Originally I was using python to generate chart data as JSON. I would call the Socorro API, get the 6-months of data back as JSON, convert it to something I wanted to chart, then write out the resulting JSON to a file in the /data folder. My charts which use this method would simply load the appropriate JSON file from this /data folder. I would have to run the .py scripts periodically to update this files and push to github were I to want the chart to update. Any newly conceived queries essentially start from scratch with a 6-month snapshot and require building up data over time.

Second Method

The second method just loads the data in realtime from the Socorro API. This is slower than the first method as it means retrieving the remote data and processing it before charting, and doing all of this on the client side. However it does benefit from the fact that updating the data on the server side is unnecessary and therefore the data is much more recent. Another benefit is that a chart representing a new query or some new set of data can be spun up fairly quickly (simply a matter of changing the API URL in the chart).

Third Method

The third method essentially combines the two.
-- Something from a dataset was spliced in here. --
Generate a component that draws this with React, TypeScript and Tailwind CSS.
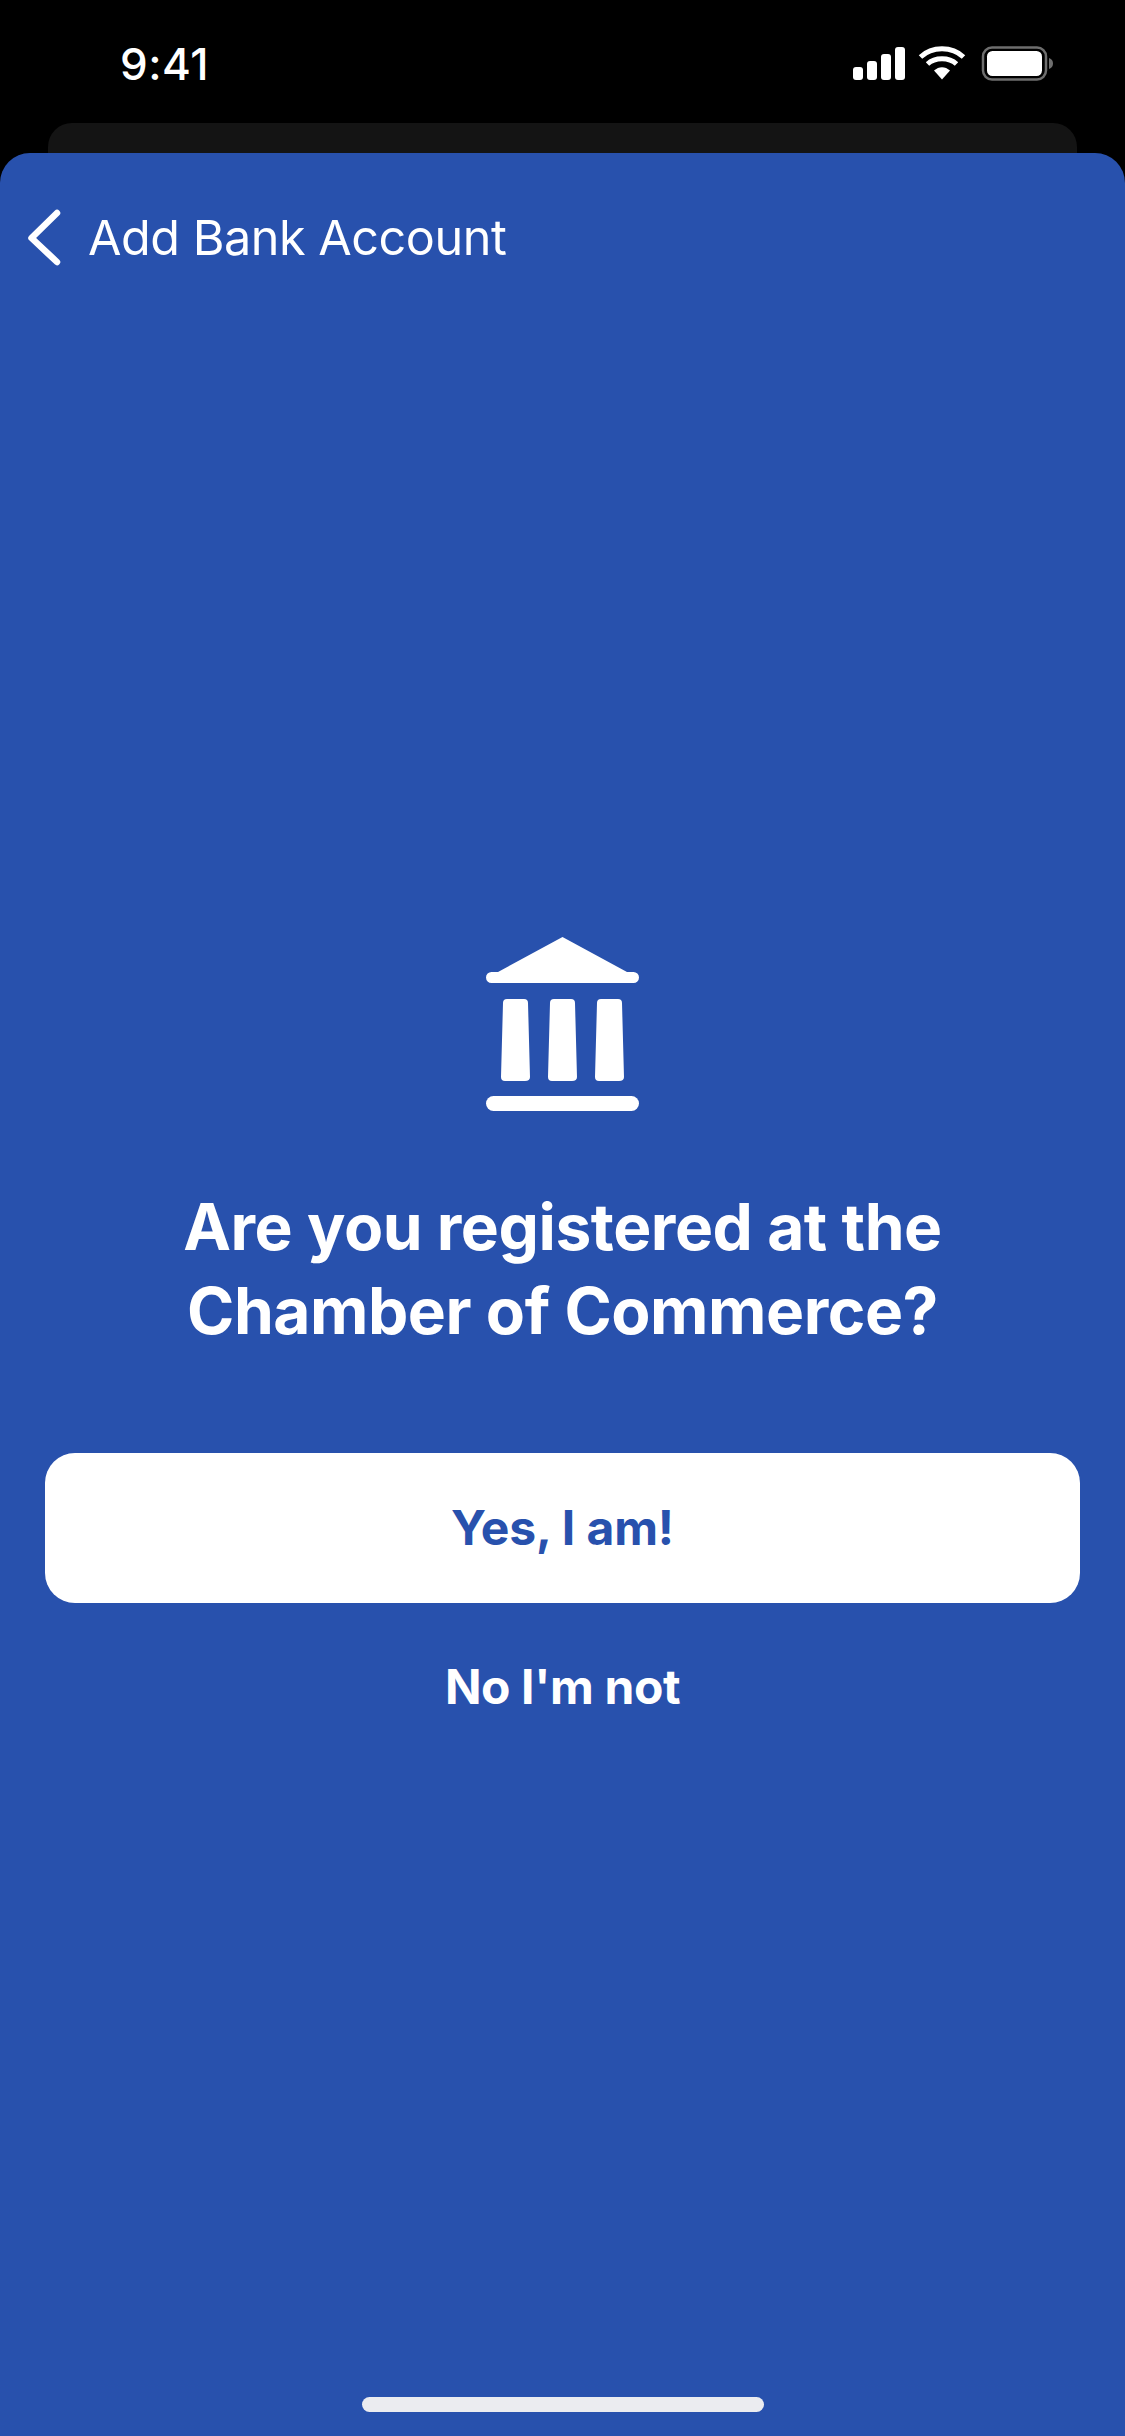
export default function App() {
  const font = { fontFamily: 'Inter, "Liberation Sans", sans-serif' };
  return (
    <div className="w-[1125px] h-[2436px] bg-black flex flex-col overflow-hidden" style={font}>
      {/* status bar */}
      <div className="h-[123px] flex items-start justify-between pt-[42px] pl-[120px] pr-[72px] shrink-0">
        <span className="text-[44px] leading-[44px] font-medium text-white tracking-[0.5px]">9:41</span>
        <svg width="200" height="36" viewBox="0 0 200 36" className="mt-[4px]">
          <g fill="#fff">
            <rect x="0" y="21" width="10" height="13" rx="3" />
            <rect x="14" y="15" width="10" height="19" rx="3" />
            <rect x="28" y="8" width="10" height="26" rx="3" />
            <rect x="42" y="1" width="10" height="33" rx="3" />
            <path d="M89 33.5 L81 24.5 C86 20 92 20 97 24.5 Z" />
          </g>
          <path d="M74.5 18 C82 11 96 11 103.5 18" stroke="#fff" strokeWidth="5" fill="none" />
          <path d="M67.5 11 C79 0 99 0 110.5 11" stroke="#fff" strokeWidth="5" fill="none" />
          <rect x="130" y="1.5" width="63" height="32" rx="9" fill="none" stroke="#6e6e6e" strokeWidth="2.5" />
          <rect x="134" y="5" width="55" height="25" rx="5.5" fill="#fff" />
          <path d="M196 12 C199 13 200 15 200 17.5 C200 20 199 22 196 23 Z" fill="#6e6e6e" />
        </svg>
      </div>
      {/* card behind */}
      <div className="h-[30px] mx-[48px] bg-[#141414] rounded-t-[24px] shrink-0" />
      {/* sheet */}
      <div className="flex-1 bg-[#2851ad] rounded-t-[30px] flex flex-col items-center">
        <div className="self-stretch flex items-center pl-[27px] pt-[52px] gap-[27px] h-[118px]">
          <svg width="34" height="58" viewBox="0 0 34 58">
            <path d="M30 4 L4.5 29 L30 53" stroke="#fff" strokeWidth="6.5" strokeLinecap="round" strokeLinejoin="round" fill="none" />
          </svg>
          <span className="text-[48.5px] leading-[60px] tracking-[-0.45px] text-white font-normal">Add Bank Account</span>
        </div>
        <svg width="153" height="174" viewBox="0 0 153 174" className="mt-[666px]">
          <g fill="#fff">
            <path d="M76.5 0 L141 35 L147.5 35 A5.5 5.5 0 0 1 147.5 46 L5.5 46 A5.5 5.5 0 0 1 5.5 35 L12 35 Z" />
            <path d="M21 62 Q17 62 17 66 L15 140 Q15 144 19 144 L39 144 Q44 144 44 140 L42 66 Q42 62 38 62 Z" />
            <path d="M68 62 Q64 62 64 66 L62 140 Q62 144 66 144 L86 144 Q91 144 91 140 L89 66 Q89 62 85 62 Z" />
            <path d="M115 62 Q111 62 111 66 L109 140 Q109 144 113 144 L133 144 Q138 144 138 140 L136 66 Q136 62 132 62 Z" />
            <rect x="0" y="159" width="153" height="15" rx="7.5" />
          </g>
        </svg>
        <h1 className="mt-[74px] text-center text-[64px] leading-[84px] tracking-[-0.45px] font-bold text-white">
          Are you registered at the
          <br />
          Chamber of Commerce?
        </h1>
        <button className="mt-[100px] w-[1035px] h-[150px] bg-white rounded-[30px] text-[#2851ad] text-[48px] tracking-[-0.1px] font-bold">
          Yes, I am!
        </button>
        <button className="mt-[59px] h-[50px] text-[48px] leading-[50px] tracking-[-0.4px] font-bold text-white">No I'm not</button>
        <div className="mt-auto mb-[24px] w-[402px] h-[15px] rounded-full bg-[#ebecf0]" />
      </div>
    </div>
  );
}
I run a python script in a daily cron job which syncs relevant data to a local database. I then run a series of python scripts to update local JSON files for the charts from this local database. The charts point to the local JSON files which at most are a day out of date and contain more than 6 months of data. The downside is that this is only accessible behind the VPN and new queries are generally harder to architect as it requires updating the data generation scripts -- however we can generally get the older trend data even if the query is new so long as we aren't looking for data that has not already been synced to the database. For example if there's field I wasn't already syncing this would need to be added and would start from the most recent 6-months of available data.